I also got to go to some of Jen’s Special Olympics meets. Below she was competing in a track meet. Loving to win, she was very disappointed that she got second place.
Finally, while at a dock we have unlimited city water, so of course we do as much washing as possible before we leave. Besides washing pillows, quilts, curtains, dog bed covers, and rugs, Sailor’s toys got baths. He is used to this so he slept through the whole process. Below are a FEW of his toys.

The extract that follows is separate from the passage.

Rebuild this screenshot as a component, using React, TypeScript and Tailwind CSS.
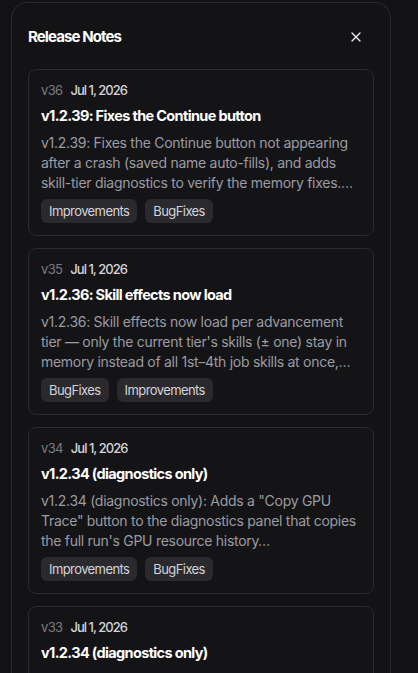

As I was writing this blog entry, our water pump stopped working. Mark will work on it tomorrow, and has temporarily fixed it so we can take showers tonight. Each time we get ready to leave for a winter/spring cruise, something goes wrong. Once we got to our first stop at Lake Worth/Palm Beach and while trying to lift the anchor, the electric winch fell into the anchor locker. A week later we had ordered a new one and moved to a marina from the anchorage to install it. Another time we got to Miami at Dinner Key Mooring Field and had to use our dinghy to go ashore. The motor froze up and it couldn’t be repaired, so we had to order a new one. Such is the life of a cruiser. We were told when we first purchased Seas the Day that “Everything on your boat is broken. You just don’t know it yet.”
After spending our longest time in Georgetown during six cruises in the Bahamas, we were ready to leave on April 2, 2017. We had been on a mooring ball in Hole 2 for four months and a few days, so it was time to start heading north. We like to leave one month at the end of the cruise to spend in Spanish Wells before sailing back to the States at the end of May.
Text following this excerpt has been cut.